A Company Pension. (Occupational Pension Scheme (OPS)
This is a pension plan provided by an employer for its employees. It is a tax-efficient way for an Employer to help ensure your employees are financially secure in retirement as it offers employees the opportunity to avail of tax-reliefs against contributions. Company Pensions are usually either trust Based or Contract-Based (PRSA). These plans are beneficial for both employers and employees as an employer, providing a Company Pension Plan to your employees will help attract new staff and retain existing employees. Employees benefit from an employer contribution to their fund in addition to their personal contribution
Occupational pension Scheme (company pensions) in Ireland can generally be described as either defined benefit or defined contribution. (DB or DC)

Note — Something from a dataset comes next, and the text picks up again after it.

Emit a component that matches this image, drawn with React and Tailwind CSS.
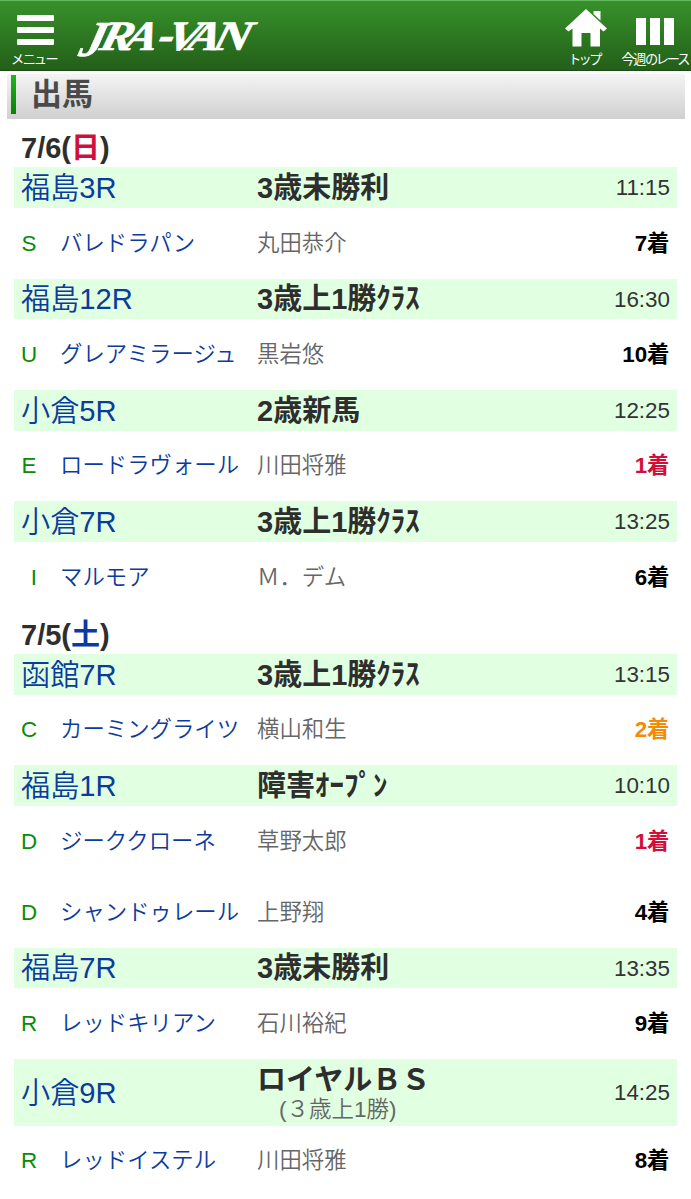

Defined Benefit (DB) schemes
Defined benefit schemes aim to provide a set level of pension and/or lump sum at retirement. The level of benefits depends on your service in the scheme and salary at retirement. Generally, DB schemes in the private sector aim to provide employees with a pension of 1/60th of salary for every year of service to a maximum of 40/60ths. You may have the option to take a retirement lump sum and a reduced pension. Public sector schemes tend to provide retirement lump sums of 3/80ths of salary and a pension of 1/80th of salary for every year of service to a maximum of 40 years service. Essentially the employer is taking all the risk as they are defining the pension income in retirement, regardless of how the fund performs.
Defined Contribution (DC) scheme
In a defined contribution scheme your employee contribution and the contribution paid by your employer are usually fixed as a percentage of salary. The contributions will be invested in a fund in order to provide your retirement benefits. DC schemes do not provide any guarantees; your benefits at retirement will depend on a number of different factors including contribution levels, fund performance, plan charges and the annuity rates available when you retire. Essentially the employee is taking all the risk as the pension income in retirement is based on the fund performance of the pension investment manager.
A lot of Employers offering DB pensions to staff are reviewing as the cost of these pensions is very high, and some are struggling with funding issues to meet potential liabilities. In a lot of cases, the employers are winding up the scheme as they cannot afford to meet the funding standard. It’s worth noting that some members of DB schemes may feel that despite the underfunding of their DB scheme it will still pay the full benefits.
The Funding Standard is a set of regulations that require funded defined benefit pension schemes to build up and maintain enough funds to pay members their pension entitlements were the fund to be wound up. At least every three years the actuary must prepare an actuarial funding certificate (AFC) and submit this to the Pensions Authority.
An AFC indicates whether or not a pension scheme can meet all liabilities that have been accrued by members to the effective date of the certificate, was it to wind up at that date. These liabilities include the pensions payable to existing pensioners, the benefits payable to deferred members (people who have left service) when they reach retirement age, and the accrued benefits payable to active members assuming they left service at the effective date.
The scheme also needs to hold a risk reserve to allow for adverse future experience relating to the scheme’s assets and/or liabilities. The actuary must submit a funding standard reserve certificate (FSRC) to the Pensions Authority which indicates whether or not the scheme can meet this additional reserve.
Group PRSA Pensions
Many Group Pensions are trust-based arrangements. A Group PRSA (Personal Retirement Savings Account) is different from a Group Pension because Group PRSAs are individually-owned contracts. You and your employers can avail of tax-reliefs against contributions and the pension plan does not require trustees. However, if you are paying into a Personal Retirement Savings Account (PRSA), your employer does not have to make a contribution.